WRITTEN TASK:
Look through the data below and report how many lines include "components". Only the number should be given.
--- start ---
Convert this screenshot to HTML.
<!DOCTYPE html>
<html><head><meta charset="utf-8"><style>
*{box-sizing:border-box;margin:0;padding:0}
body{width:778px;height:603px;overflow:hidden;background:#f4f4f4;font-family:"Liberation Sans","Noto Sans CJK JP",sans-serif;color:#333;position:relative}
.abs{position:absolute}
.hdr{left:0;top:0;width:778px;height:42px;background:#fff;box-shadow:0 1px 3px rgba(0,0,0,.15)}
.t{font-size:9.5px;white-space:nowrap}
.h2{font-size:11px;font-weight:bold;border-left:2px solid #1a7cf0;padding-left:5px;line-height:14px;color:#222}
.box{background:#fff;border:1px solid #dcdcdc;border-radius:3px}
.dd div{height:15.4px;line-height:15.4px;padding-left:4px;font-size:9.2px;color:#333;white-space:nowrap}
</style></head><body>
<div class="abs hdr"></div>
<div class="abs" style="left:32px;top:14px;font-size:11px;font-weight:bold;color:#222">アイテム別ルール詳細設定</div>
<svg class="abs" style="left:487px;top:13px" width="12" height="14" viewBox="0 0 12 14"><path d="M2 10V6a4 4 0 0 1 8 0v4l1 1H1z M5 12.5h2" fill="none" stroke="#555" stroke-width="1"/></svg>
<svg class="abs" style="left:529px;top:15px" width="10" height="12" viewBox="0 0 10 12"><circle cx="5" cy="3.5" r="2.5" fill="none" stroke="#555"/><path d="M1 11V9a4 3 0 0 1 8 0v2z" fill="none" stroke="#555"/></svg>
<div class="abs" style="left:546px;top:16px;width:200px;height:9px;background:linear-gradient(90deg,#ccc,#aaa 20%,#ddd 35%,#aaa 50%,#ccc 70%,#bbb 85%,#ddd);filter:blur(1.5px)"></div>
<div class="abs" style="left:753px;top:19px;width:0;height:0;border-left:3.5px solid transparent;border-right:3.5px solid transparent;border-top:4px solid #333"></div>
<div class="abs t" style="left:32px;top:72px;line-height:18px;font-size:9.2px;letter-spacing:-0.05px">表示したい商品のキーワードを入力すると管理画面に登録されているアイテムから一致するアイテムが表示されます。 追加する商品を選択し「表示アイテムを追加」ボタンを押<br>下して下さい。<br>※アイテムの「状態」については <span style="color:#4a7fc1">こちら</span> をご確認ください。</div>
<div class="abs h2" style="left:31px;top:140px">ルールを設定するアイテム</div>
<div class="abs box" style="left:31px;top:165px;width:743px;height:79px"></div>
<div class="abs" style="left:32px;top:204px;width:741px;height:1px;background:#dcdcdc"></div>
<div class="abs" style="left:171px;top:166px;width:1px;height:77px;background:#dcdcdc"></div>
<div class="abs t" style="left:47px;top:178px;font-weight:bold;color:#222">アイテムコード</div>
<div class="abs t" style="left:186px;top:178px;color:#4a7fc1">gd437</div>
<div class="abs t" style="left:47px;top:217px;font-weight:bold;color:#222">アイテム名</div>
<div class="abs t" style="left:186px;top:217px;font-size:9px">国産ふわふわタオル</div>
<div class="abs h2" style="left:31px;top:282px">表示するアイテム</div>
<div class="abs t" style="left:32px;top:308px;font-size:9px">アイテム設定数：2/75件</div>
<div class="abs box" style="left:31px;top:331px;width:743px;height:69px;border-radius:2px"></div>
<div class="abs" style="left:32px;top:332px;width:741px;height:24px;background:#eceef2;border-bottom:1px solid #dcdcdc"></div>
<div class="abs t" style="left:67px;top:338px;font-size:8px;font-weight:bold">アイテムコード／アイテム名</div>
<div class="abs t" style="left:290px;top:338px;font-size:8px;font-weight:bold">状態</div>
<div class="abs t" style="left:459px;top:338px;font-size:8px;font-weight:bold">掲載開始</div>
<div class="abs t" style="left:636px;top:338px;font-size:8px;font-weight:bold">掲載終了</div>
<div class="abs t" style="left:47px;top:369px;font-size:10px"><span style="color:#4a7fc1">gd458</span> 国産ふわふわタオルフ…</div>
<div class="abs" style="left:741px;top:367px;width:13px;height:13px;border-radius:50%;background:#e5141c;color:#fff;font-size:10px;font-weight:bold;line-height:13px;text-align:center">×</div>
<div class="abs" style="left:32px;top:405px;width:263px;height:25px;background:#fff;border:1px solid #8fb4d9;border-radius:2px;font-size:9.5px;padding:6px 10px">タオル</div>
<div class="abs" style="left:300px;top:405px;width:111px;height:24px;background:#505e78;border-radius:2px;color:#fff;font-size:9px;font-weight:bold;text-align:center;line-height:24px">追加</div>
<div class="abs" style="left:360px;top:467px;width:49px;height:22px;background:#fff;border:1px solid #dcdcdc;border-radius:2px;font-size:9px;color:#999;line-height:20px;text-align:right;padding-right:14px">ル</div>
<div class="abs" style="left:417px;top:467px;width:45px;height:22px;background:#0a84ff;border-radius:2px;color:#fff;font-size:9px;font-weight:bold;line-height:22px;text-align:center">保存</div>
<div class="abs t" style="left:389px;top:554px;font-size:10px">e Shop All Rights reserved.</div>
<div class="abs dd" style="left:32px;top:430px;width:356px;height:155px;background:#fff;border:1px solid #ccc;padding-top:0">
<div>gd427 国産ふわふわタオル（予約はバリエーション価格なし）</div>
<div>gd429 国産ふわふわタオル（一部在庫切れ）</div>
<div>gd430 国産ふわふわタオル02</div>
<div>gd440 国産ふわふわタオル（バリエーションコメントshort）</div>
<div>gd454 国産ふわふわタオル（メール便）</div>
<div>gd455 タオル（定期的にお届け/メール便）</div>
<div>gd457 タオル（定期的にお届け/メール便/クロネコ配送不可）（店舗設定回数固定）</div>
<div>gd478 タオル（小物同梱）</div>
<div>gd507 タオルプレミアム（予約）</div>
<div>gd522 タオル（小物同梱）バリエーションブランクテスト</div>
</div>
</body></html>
--- end ---
--- start ---
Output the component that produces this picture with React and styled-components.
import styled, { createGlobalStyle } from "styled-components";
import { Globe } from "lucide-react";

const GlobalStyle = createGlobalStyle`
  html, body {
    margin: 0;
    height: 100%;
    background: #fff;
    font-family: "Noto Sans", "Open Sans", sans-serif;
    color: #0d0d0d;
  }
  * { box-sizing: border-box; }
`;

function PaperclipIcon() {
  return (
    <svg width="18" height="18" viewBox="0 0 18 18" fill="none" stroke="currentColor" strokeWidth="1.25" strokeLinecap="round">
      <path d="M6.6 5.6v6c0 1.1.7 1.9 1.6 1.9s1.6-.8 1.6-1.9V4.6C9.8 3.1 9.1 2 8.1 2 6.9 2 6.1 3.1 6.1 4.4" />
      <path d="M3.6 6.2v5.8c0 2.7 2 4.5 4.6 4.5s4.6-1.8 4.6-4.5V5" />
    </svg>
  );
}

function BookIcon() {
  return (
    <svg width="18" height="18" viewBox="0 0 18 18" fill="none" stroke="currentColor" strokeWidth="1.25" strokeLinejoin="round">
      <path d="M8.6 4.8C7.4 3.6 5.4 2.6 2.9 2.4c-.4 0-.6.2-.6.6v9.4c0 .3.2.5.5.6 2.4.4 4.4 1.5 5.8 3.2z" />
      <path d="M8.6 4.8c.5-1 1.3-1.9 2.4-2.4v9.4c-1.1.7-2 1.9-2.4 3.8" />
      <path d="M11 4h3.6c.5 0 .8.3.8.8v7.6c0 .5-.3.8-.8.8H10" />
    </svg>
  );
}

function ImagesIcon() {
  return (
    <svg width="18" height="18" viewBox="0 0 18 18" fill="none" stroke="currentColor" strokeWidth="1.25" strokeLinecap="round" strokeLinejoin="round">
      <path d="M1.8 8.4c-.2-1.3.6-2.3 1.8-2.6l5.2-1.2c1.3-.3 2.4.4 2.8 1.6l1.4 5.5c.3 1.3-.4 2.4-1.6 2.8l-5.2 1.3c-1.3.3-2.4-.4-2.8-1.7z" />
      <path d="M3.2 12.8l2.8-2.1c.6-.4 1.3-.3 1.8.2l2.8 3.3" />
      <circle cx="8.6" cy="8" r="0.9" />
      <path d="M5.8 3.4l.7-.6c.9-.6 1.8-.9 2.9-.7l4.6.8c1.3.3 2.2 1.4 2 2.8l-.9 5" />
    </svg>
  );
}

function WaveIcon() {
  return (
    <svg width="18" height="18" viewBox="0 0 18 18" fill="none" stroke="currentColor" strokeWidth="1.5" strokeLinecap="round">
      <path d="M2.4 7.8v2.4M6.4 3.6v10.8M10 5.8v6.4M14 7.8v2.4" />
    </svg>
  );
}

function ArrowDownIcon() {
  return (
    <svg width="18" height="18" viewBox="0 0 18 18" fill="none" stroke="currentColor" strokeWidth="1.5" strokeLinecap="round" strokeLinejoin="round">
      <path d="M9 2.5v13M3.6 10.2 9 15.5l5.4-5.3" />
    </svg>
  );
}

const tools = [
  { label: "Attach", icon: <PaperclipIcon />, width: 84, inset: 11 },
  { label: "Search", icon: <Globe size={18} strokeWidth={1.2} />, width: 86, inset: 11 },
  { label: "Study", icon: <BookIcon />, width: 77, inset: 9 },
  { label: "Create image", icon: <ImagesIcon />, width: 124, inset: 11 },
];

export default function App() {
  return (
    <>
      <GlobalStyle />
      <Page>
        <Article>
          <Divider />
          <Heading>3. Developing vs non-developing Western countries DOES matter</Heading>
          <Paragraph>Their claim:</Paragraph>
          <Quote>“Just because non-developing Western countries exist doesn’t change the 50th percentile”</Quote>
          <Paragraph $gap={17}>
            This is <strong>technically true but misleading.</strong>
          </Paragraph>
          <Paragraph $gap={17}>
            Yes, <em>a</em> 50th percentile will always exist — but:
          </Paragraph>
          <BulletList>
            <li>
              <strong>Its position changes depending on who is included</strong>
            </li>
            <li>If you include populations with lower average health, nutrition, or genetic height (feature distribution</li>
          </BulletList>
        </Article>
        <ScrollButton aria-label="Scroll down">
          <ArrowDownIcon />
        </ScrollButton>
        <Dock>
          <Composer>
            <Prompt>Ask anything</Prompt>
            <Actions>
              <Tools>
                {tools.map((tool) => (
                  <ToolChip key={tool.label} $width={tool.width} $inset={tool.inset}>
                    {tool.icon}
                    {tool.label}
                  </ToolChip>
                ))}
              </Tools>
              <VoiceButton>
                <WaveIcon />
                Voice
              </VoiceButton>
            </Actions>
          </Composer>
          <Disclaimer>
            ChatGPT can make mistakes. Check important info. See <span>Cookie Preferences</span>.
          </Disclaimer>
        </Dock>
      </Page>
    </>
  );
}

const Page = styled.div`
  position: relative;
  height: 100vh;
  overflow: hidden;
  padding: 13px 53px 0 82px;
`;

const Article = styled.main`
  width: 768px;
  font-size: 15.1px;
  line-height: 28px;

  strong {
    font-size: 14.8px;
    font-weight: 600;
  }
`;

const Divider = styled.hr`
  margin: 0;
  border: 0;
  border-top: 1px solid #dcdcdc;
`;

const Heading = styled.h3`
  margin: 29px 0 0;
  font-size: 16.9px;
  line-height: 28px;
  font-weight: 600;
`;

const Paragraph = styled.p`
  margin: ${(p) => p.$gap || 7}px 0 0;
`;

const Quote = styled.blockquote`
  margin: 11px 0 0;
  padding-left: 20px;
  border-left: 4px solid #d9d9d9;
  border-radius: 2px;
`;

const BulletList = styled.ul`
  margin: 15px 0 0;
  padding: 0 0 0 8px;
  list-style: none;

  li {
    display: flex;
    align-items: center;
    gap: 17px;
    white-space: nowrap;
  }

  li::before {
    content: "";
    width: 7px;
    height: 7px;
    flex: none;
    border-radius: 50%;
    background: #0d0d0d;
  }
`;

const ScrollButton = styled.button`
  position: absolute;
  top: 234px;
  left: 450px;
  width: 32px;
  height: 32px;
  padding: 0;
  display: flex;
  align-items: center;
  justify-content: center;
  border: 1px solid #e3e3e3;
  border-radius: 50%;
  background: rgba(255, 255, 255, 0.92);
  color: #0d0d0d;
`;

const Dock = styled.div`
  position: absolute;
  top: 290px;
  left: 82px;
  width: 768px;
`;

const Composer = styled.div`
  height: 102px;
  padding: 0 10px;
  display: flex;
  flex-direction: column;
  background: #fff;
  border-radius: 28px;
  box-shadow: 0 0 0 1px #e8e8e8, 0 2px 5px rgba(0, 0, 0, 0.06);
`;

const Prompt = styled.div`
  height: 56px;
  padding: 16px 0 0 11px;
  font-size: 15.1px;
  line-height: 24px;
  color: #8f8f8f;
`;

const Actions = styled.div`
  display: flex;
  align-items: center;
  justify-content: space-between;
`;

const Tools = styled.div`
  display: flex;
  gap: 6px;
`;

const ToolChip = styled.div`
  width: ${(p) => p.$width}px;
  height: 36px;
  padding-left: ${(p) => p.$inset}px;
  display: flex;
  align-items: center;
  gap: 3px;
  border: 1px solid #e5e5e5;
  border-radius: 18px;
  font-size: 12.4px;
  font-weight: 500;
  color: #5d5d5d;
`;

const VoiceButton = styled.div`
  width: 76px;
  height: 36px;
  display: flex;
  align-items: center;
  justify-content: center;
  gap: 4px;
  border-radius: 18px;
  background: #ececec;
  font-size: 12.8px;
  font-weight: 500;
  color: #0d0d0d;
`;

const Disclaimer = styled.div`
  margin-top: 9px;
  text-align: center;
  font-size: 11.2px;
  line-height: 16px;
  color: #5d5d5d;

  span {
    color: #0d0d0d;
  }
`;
--- end ---
TASK RESULT:
2